I beleave there is no cv joint to connect the drive shaft to The transmission. Sigh I can never win. Brian
 






Dude - your shaft was missing the CV joint! That thin metal cup and rubber boot is supposed to be press fit with a heavy steel CV joint a little bigger than a baseball. See pic: http://contentinfo.autozone.com/znetcs/product-info/en/US/c27/65-9293/image/4/

Under that dome shaped top is a solid steel ring with large bearings and lots of grease.
Would tend to explain why the shaft was so cheap. The joint is about $100 by itself.
 






Brian, you are not totally screwed on this. At least you have the shaft, u-joint, and connecting hardware (found a use for the 6 extras!). The big problem with these usually is a boot tear allowing water and crud into the CV. Starts as vibrations and noise followed by potential damage to other drive train parts. As you have seen the shaft is not cheap so a lot of people just remove it and drive as a 2WD.

Obviously you need to take that shaft back off before driving any more. The boot and metal cup come with the joint so don't worry about them being trashed. Cut or break the metal band and pull them off the shaft.

This leaves you with 3 options. 1. call it $85 down the drain and forget it. 2. trade the shaft as a core for a new or remanufactured shaft (Napa was cheapest I found at about $250). 3. get a CV kit ($130 retail, but online as low as $60 delivered if you shop around). Dorman kit #932-201

There is 1 major thing at this point that can throw off option #3. We do not know if you have the right shaft! Two different lengths were used in the trucks, one about 3/4" longer than the other & they don't interchange & parts book simply tells you to compare to the original.

When you put the shaft in before, how large was the gap between the shaft end (not the metal cup) and the transfer case? If it was a little under 2 inches then you have the right one. If less than an inch you got the long one and need the shorter. If closer to 3, you have the short one but need the longer shaft. They both use the same u-joint and CV joint.
 






Brian, you are not totally screwed on this. At least you have the shaft, u-joint, and connecting hardware (found a use for the 6 extras!). The big problem with these usually is a boot tear allowing water and crud into the CV. Starts as vibrations and noise followed by potential damage to other drive train parts. As you have seen the shaft is not cheap so a lot of people just remove it and drive as a 2WD.
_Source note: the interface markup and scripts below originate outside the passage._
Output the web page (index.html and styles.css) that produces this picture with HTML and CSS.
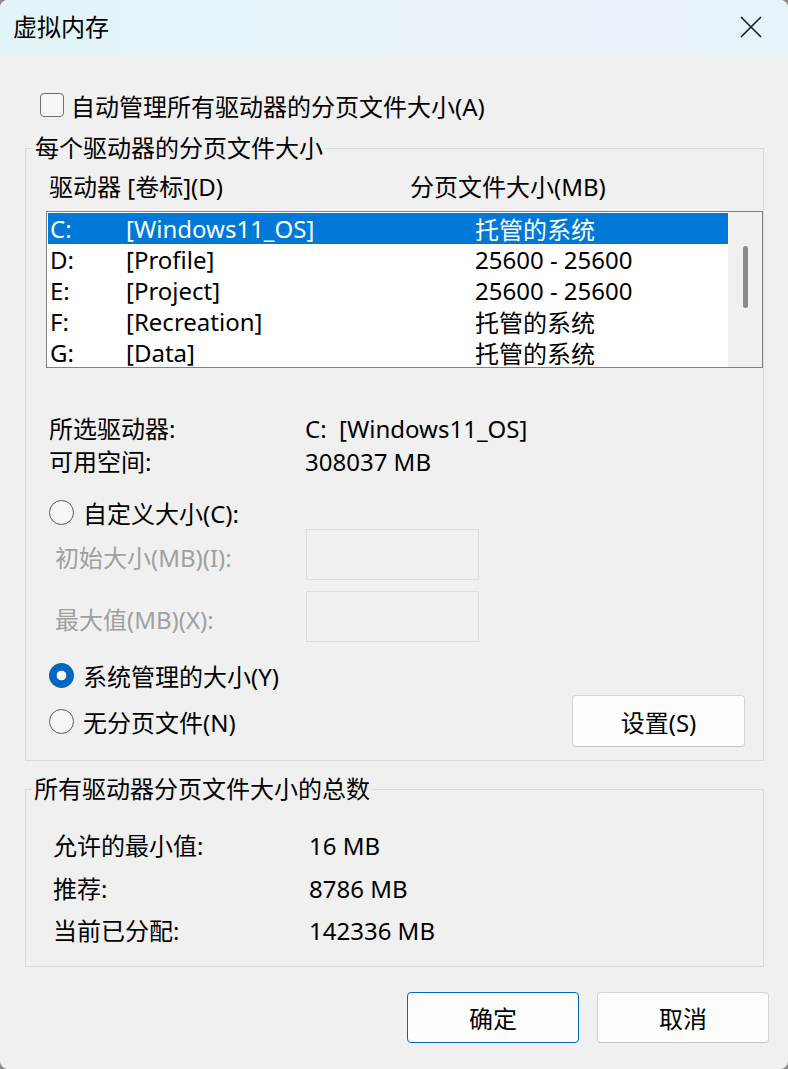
FILE: index.html
```html
<!DOCTYPE html>
<html lang="zh-CN">
<head>
<meta charset="utf-8">
<title>虚拟内存</title>
<link rel="stylesheet" href="styles.css">
</head>
<body>
<div class="window">
  <header class="titlebar">
    <span class="title">虚拟内存</span>
    <span class="close" aria-label="关闭">
      <svg width="22" height="22" viewBox="0 0 22 22"><path d="M1 1 L21 21 M21 1 L1 21" stroke="#1a1a1a" stroke-width="1.6" fill="none"/></svg>
    </span>
  </header>
  <main class="content">
    <label class="check-row"><span class="checkbox"></span><span>自动管理所有驱动器的分页文件大小(A)</span></label>

    <fieldset class="group drives">
      <legend>每个驱动器的分页文件大小</legend>
      <div class="list-head"><span class="h1">驱动器 [卷标](D)</span><span class="h2">分页文件大小(MB)</span></div>
      <div class="listbox">
        <div class="rows">
          <div class="row selected"><span class="c1">C:</span><span class="c2">[Windows11_OS]</span><span class="c3">托管的系统</span></div>
          <div class="row"><span class="c1">D:</span><span class="c2">[Profile]</span><span class="c3">25600 - 25600</span></div>
          <div class="row"><span class="c1">E:</span><span class="c2">[Project]</span><span class="c3">25600 - 25600</span></div>
          <div class="row"><span class="c1">F:</span><span class="c2">[Recreation]</span><span class="c3">托管的系统</span></div>
          <div class="row"><span class="c1">G:</span><span class="c2">[Data]</span><span class="c3">托管的系统</span></div>
        </div>
        <div class="scrollbar"><div class="thumb"></div></div>
      </div>

      <div class="info">
        <span>所选驱动器:</span><span>C:&nbsp;&nbsp;[Windows11_OS]</span>
        <span>可用空间:</span><span>308037 MB</span>
      </div>

      <label class="radio-row custom"><span class="radio"></span><span>自定义大小(C):</span></label>
      <div class="field-row first"><span class="field-label">初始大小(MB)(I):</span><span class="input"></span></div>
      <div class="field-row"><span class="field-label">最大值(MB)(X):</span><span class="input"></span></div>

      <label class="radio-row system"><span class="radio checked"></span><span>系统管理的大小(Y)</span></label>
      <div class="last-row">
        <label class="radio-row none"><span class="radio"></span><span>无分页文件(N)</span></label>
        <button class="btn set">设置(S)</button>
      </div>
    </fieldset>

    <fieldset class="group totals">
      <legend>所有驱动器分页文件大小的总数</legend>
      <div class="totals-grid">
        <span>允许的最小值:</span><span>16 MB</span>
        <span>推荐:</span><span>8786 MB</span>
        <span>当前已分配:</span><span>142336 MB</span>
      </div>
    </fieldset>

    <div class="actions">
      <button class="btn primary">确定</button>
      <button class="btn">取消</button>
    </div>
  </main>
</div>
</body>
</html>
```

FILE: styles.css
```css
* { box-sizing: border-box; }
html, body { margin: 0; padding: 0; }
body {
  background: #8a8a8a;
  font-family: "Noto Sans", "Noto Sans CJK SC", sans-serif;
  font-size: 24px;
  color: #000;
}
.window {
  width: 788px;
  height: 1069px;
  background: #f0f0f0;
  border-radius: 8px;
  overflow: hidden;
  display: flex;
  flex-direction: column;
}
.titlebar {
  height: 55px;
  flex: none;
  background: linear-gradient(90deg, #e2f4f8 0%, #e9f4f8 60%, #e6f3f8 100%);
  display: flex;
  align-items: center;
  justify-content: space-between;
  padding: 0 26px 2px 13px;
}
.title { font-size: 24px; line-height: 28px; }
.close { display: flex; }

.content {
  padding: 35px 24px 0 25px;
  display: flex;
  flex-direction: column;
}
.check-row {
  display: flex;
  align-items: center;
  height: 30px;
  padding-left: 15px;
  gap: 7px;
}
.checkbox {
  width: 24px;
  height: 24px;
  border: 1.5px solid #6e6e6e;
  border-radius: 4px;
  background: #f6f6f6;
}

.group {
  margin: 16px 0 0 0;
  border: 1px solid #dadada;
  min-width: 0;
}
.group legend {
  padding: 0 2px;
  line-height: 24px;
}
.drives {
  padding: 0 0 13px 20px;
}
.drives legend { margin-left: -13px; }
.list-head {
  display: flex;
  height: 51px;
  align-items: center;
  padding: 0 0 0 3px;
}
.list-head .h1 { width: 361px; }

.listbox {
  height: 157px;
  border: 1px solid #828282;
  background: #fff;
  display: flex;
  padding: 1px 0 1px 1px;
}
.rows { flex: 1; }
.row {
  display: flex;
  height: 31px;
  align-items: center;
  padding-left: 2px;
}
.row.selected { background: #0078d7; color: #fff; }
.c1 { width: 76px; }
.c2 { width: 349px; }
.scrollbar {
  width: 34px;
  background: #f0f0f0;
  margin: -1px 0;
  padding: 34px 0 0 15px;
}
.thumb {
  width: 5px;
  height: 62px;
  border-radius: 3px;
  background: #8a8a8a;
}

.info {
  display: grid;
  grid-template-columns: 256px auto;
  line-height: 33px;
  margin-top: 44px;
  padding-left: 3px;
}

.radio-row {
  display: flex;
  align-items: center;
  gap: 9px;
  height: 32px;
  padding-left: 3px;
}
.custom { margin-top: 18px; }
.system { margin-top: 17px; }
.radio {
  width: 25px;
  height: 25px;
  border-radius: 50%;
  border: 1.5px solid #5a5a5a;
  background: #f6f6f6;
  flex: none;
}
.radio.checked {
  border: none;
  background: radial-gradient(circle, #fff 0 4.5px, #0067c0 5.2px);
}

.field-row {
  display: flex;
  align-items: center;
  margin-top: 11px;
  color: #a0a0a0;
  padding-left: 9px;
}
.field-row.first { margin-top: 1px; }
.field-label { width: 251px; padding-top: 3px; }
.input {
  width: 173px;
  height: 51px;
  border: 1px solid #dedede;
  background: #f0f0f0;
}

.last-row {
  display: flex;
  align-items: center;
  justify-content: space-between;
  margin-top: 4px;
  padding-right: 18px;
}

.btn {
  font: inherit;
  color: #000;
  width: 173px;
  height: 52px;
  background: #fdfdfd;
  border: 1px solid #d3d3d3;
  border-bottom-color: #c4c4c4;
  border-radius: 4px;
  padding: 0;
}
.btn.primary { border-color: #0067c0; }

.totals {
  padding: 24px 0 13px 27px;
}
.totals legend { margin-left: -21px; }
.totals-grid {
  display: grid;
  grid-template-columns: 256px auto;
  line-height: 42.5px;
}

.actions {
  display: flex;
  justify-content: flex-end;
  gap: 18px;
  margin-top: 25px;
  margin-right: -5px;
}
.actions .btn { width: 172px; height: 51px; }
```
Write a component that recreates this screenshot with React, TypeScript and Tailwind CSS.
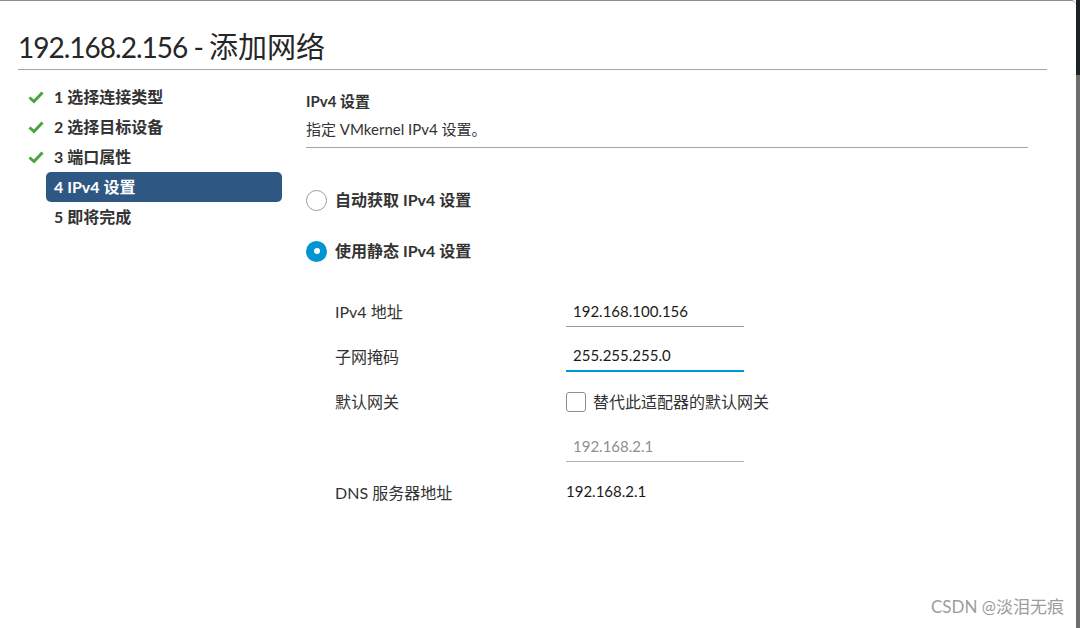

Obviously you need to take that shaft back off before driving any more. The boot and metal cup come with the joint so don't worry about them being trashed. Cut or break the metal band and pull them off the shaft.

This leaves you with 3 options. 1. call it $85 down the drain and forget it. 2. trade the shaft as a core for a new or remanufactured shaft (Napa was cheapest I found at about $250). 3. get a CV kit ($130 retail, but online as low as $60 delivered if you shop around). Dorman kit #932-201

There is 1 major thing at this point that can throw off option #3. We do not know if you have the right shaft! Two different lengths were used in the trucks, one about 3/4" longer than the other & they don't interchange & parts book simply tells you to compare to the original.

When you put the shaft in before, how large was the gap between the shaft end (not the metal cup) and the transfer case? If it was a little under 2 inches then you have the right one. If less than an inch you got the long one and need the shorter. If closer to 3, you have the short one but need the longer shaft. They both use the same u-joint and CV joint.

I thought it was a Little under 2 inches, The shaft size seems right. Lol trying to get my 4x4 working so I can be ready for The oncoming camping season. I know of some good trails in GA to drive up for some nice hidden camp sites. So it looks like I am going have to buy. The cv joint. If i can find it fo 60 delevered I am down for that. Is it pretty easy install once i get it?
 






forgot to ask

Oh yea another thing, how does that dome end of The cv joint sit on The transfer case of The transmission? Thanks, Brian
 












Just a couple more days til The cv joint gets here, I hope it all goes will. I think I got a good deal for it, $83, new of course with shipping through amazon. Thanks, Brian
 






Any update on the repair? Curious if there were any other reasons the shaft was missing.